Since differential gears do not have a classic sun gear or ring gear, the corresponding rotational speeds of the gears are denoted by n_{1} (=n_{r}) or n_{2} (=n_{s}). Thus, the following relationship between the rotational speeds of the wheels n_{1} or n_{2} and the rotational speed of the carrier n_{c} applies:

\begin{align}

&\boxed{n_1 + n_2 = 2 \cdot n_c} \\[5px]

\end{align}

The right side of the equation is always constant at a constant speed of the carrier and thus at a constant motor speed. Now it can also be seen mathematically that at a constant motor speed, a reduction of the speed at one of the wheels results in an increased speed at the opposite wheel. By rearranging the equation, one can also see that the speed of the carrier corresponds to the mean speed of the two wheels.

\begin{align}

&\boxed{n_c = \frac{n_1 + n_2}{2}} \\[5px]

\end{align}

## Differential lock

The big advantage of differential gears is that they can be used when cornering by dividing the rotational speed or power between the respective wheels according to their needs. In some situations, however, this can also be a disadvantage. For example, when starting on a smooth or slippery ground, one of the wheels may lose its grip and slip, while the other wheel remains on the ground.
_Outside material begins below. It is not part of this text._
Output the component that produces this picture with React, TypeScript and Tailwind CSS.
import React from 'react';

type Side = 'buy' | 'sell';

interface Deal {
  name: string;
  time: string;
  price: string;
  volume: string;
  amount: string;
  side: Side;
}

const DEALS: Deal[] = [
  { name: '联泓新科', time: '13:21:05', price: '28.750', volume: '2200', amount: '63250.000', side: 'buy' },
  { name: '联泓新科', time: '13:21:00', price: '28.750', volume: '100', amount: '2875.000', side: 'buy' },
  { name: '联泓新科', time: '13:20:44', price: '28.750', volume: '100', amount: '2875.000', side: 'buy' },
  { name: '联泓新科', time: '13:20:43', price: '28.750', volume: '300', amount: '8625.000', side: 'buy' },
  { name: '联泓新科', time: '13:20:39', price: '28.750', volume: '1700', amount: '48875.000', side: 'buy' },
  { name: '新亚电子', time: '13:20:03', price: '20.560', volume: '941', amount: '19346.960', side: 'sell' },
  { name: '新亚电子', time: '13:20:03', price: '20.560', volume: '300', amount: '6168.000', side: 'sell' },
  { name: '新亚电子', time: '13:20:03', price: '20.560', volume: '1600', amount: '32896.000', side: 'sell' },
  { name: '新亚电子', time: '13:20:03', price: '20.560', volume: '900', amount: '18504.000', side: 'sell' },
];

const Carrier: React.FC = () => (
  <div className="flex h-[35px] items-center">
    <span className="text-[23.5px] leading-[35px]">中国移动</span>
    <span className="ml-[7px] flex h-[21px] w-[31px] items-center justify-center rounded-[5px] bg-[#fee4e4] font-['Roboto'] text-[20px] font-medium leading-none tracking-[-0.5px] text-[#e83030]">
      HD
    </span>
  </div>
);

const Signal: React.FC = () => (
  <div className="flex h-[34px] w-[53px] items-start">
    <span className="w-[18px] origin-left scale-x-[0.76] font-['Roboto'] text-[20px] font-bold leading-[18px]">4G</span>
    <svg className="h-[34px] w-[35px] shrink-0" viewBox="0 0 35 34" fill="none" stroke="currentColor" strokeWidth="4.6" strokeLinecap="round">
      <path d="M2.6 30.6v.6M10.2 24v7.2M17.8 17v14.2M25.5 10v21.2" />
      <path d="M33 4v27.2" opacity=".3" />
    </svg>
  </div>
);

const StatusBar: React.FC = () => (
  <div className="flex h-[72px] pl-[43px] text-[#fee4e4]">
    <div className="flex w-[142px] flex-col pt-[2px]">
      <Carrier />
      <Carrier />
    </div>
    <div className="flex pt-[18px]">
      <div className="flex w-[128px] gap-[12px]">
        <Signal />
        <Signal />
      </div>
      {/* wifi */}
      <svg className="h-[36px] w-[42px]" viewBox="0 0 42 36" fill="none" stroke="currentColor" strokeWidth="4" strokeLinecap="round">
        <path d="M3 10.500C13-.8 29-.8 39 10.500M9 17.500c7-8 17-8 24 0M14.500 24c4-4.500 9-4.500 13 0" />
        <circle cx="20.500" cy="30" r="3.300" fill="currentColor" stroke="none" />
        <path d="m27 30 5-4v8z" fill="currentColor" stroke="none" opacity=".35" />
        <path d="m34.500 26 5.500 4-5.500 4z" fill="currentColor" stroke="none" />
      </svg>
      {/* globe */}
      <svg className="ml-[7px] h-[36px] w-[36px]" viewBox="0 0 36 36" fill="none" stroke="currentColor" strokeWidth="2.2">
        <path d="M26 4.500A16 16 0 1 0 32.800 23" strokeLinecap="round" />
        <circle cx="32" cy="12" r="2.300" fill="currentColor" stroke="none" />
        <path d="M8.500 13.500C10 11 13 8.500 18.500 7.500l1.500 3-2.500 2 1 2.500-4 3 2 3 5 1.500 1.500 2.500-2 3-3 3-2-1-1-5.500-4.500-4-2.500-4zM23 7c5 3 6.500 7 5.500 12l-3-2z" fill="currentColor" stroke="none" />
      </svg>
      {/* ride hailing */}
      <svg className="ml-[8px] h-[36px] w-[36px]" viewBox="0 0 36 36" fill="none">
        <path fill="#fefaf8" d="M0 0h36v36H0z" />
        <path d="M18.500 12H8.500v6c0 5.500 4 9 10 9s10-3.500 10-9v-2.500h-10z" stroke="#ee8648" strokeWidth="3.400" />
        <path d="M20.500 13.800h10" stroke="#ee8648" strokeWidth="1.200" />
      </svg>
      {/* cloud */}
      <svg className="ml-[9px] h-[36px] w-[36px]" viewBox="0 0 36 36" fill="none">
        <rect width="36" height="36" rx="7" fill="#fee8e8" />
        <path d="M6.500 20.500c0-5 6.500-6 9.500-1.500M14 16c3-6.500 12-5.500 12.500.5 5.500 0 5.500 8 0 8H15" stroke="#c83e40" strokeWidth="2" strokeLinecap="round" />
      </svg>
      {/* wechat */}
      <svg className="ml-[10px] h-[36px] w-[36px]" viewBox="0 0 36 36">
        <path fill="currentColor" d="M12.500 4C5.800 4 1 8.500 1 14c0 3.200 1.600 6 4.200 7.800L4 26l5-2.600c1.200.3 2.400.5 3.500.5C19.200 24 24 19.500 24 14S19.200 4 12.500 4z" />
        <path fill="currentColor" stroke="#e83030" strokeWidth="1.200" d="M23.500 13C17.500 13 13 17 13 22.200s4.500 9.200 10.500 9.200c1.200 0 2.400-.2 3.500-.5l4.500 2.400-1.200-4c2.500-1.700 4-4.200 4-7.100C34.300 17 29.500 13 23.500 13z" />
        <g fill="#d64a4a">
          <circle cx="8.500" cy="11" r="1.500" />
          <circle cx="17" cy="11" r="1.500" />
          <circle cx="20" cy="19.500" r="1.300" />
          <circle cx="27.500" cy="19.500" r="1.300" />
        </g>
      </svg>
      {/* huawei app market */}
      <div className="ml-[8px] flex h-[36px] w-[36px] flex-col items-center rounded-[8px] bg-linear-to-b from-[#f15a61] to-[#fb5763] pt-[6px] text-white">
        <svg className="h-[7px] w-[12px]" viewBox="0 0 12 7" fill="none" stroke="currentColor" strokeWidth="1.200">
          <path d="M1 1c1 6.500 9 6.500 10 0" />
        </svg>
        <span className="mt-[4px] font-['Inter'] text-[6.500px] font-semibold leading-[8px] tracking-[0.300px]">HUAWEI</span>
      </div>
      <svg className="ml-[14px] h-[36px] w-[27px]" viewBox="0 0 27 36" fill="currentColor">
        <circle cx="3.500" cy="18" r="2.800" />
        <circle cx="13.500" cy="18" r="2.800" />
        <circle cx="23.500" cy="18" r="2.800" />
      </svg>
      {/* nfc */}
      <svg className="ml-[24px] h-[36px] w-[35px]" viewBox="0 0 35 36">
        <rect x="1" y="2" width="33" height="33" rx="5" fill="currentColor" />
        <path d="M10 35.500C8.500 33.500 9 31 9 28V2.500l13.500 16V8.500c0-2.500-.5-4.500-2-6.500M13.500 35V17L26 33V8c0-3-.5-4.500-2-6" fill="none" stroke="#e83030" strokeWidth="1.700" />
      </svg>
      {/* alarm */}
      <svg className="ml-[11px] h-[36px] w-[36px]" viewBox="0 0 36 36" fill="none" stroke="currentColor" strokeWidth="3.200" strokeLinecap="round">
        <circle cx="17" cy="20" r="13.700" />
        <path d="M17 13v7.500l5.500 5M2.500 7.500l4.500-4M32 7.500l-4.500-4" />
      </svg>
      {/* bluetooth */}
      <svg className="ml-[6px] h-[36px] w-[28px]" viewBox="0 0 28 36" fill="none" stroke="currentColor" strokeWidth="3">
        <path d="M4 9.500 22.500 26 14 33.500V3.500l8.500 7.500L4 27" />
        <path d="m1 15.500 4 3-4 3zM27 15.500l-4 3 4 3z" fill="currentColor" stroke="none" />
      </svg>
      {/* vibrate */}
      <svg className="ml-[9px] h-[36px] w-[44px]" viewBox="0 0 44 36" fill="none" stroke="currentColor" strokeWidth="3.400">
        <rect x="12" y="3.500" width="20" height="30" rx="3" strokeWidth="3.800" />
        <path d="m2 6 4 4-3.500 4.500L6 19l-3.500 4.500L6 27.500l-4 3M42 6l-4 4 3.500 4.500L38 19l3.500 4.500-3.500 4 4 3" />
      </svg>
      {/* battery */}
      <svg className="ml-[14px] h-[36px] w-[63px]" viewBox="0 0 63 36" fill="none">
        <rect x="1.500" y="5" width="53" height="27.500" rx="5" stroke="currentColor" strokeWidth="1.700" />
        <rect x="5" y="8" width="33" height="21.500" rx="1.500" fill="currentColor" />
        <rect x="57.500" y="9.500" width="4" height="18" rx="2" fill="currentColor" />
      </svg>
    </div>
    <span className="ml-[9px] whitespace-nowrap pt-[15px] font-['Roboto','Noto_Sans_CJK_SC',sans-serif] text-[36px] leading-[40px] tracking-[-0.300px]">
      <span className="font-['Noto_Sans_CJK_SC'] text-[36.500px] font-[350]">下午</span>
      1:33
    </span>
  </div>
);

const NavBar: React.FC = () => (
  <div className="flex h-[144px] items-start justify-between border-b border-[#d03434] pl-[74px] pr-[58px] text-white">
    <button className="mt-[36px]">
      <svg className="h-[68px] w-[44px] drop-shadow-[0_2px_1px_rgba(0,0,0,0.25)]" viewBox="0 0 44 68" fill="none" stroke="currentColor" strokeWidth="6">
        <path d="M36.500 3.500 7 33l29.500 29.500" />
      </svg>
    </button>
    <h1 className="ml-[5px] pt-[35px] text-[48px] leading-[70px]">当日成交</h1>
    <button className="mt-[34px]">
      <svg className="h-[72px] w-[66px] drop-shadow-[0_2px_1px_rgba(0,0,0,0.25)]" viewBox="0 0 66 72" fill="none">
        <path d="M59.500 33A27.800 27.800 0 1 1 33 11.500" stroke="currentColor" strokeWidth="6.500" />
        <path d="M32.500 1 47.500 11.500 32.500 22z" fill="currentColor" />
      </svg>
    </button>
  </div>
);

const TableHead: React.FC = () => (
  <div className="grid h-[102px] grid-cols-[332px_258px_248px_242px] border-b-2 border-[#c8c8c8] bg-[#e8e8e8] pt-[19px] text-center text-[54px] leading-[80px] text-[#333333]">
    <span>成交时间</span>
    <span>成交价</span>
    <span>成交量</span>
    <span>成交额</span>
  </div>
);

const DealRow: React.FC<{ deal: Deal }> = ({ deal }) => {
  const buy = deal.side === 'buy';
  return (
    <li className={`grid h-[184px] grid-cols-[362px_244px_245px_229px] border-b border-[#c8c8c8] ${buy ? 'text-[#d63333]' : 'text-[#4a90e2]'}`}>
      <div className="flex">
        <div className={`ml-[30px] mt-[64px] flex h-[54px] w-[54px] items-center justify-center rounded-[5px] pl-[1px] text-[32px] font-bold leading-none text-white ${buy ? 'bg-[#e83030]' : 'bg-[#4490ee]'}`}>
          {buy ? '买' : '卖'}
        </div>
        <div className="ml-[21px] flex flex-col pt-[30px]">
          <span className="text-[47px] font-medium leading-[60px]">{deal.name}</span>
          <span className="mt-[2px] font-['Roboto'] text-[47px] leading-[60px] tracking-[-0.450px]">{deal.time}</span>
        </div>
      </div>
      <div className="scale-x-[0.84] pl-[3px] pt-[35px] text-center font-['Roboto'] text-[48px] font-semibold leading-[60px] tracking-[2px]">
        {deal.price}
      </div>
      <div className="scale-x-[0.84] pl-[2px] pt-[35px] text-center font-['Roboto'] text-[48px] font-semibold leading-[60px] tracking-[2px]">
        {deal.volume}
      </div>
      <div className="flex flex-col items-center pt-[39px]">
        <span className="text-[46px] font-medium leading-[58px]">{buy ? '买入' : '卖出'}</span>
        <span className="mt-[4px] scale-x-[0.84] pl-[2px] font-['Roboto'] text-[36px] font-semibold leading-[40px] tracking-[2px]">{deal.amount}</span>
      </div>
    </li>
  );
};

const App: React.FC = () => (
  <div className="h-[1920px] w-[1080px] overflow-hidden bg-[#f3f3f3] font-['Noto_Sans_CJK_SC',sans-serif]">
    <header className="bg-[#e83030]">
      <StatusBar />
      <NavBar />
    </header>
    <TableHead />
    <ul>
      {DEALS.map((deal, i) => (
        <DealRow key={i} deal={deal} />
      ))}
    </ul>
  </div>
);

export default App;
The differential gear now transmits the entire power to the rotating wheel, while no power is at the stationary wheel. The spinning wheel now turns at double speed, while the other wheel stands still. In this way one hardly obtains a forward driving force and if then only a one-sided force due to the sliding friction of the rotating wheel.

Such a case where one of the wheels has less grip than the other and is thus tempted to slip, occurs primarily during off-road driving, where the load on the wheels varies permanently. But even in fast cornering, where the inner wheel is greatly relieved by the centrifugal forces, the danger of slipping increases and the one-sided power distribution threatens. If, in the worst case, the vehicle tilts slightly and the inner wheel loses its grip, this wheel receives full power and rotates in the air at twice the speed. The opposite wheel, which still has the grip to the ground, does not get any power and therefore no drive of the car is possible anymore.

In the cases mentioned above, a differential gear is therefore more of an obstacle. For this reason, mainly off-road vehicles are equipped with so-called *differential locks*. Such a differential lock then rigidly connects the two drive shafts of the wheels with each other again and thus deactivates the differential. However, this leads to the twisting of the drive shaft when cornering, as already explained at the beginning. Differential locks should therefore only be activated in exceptional cases.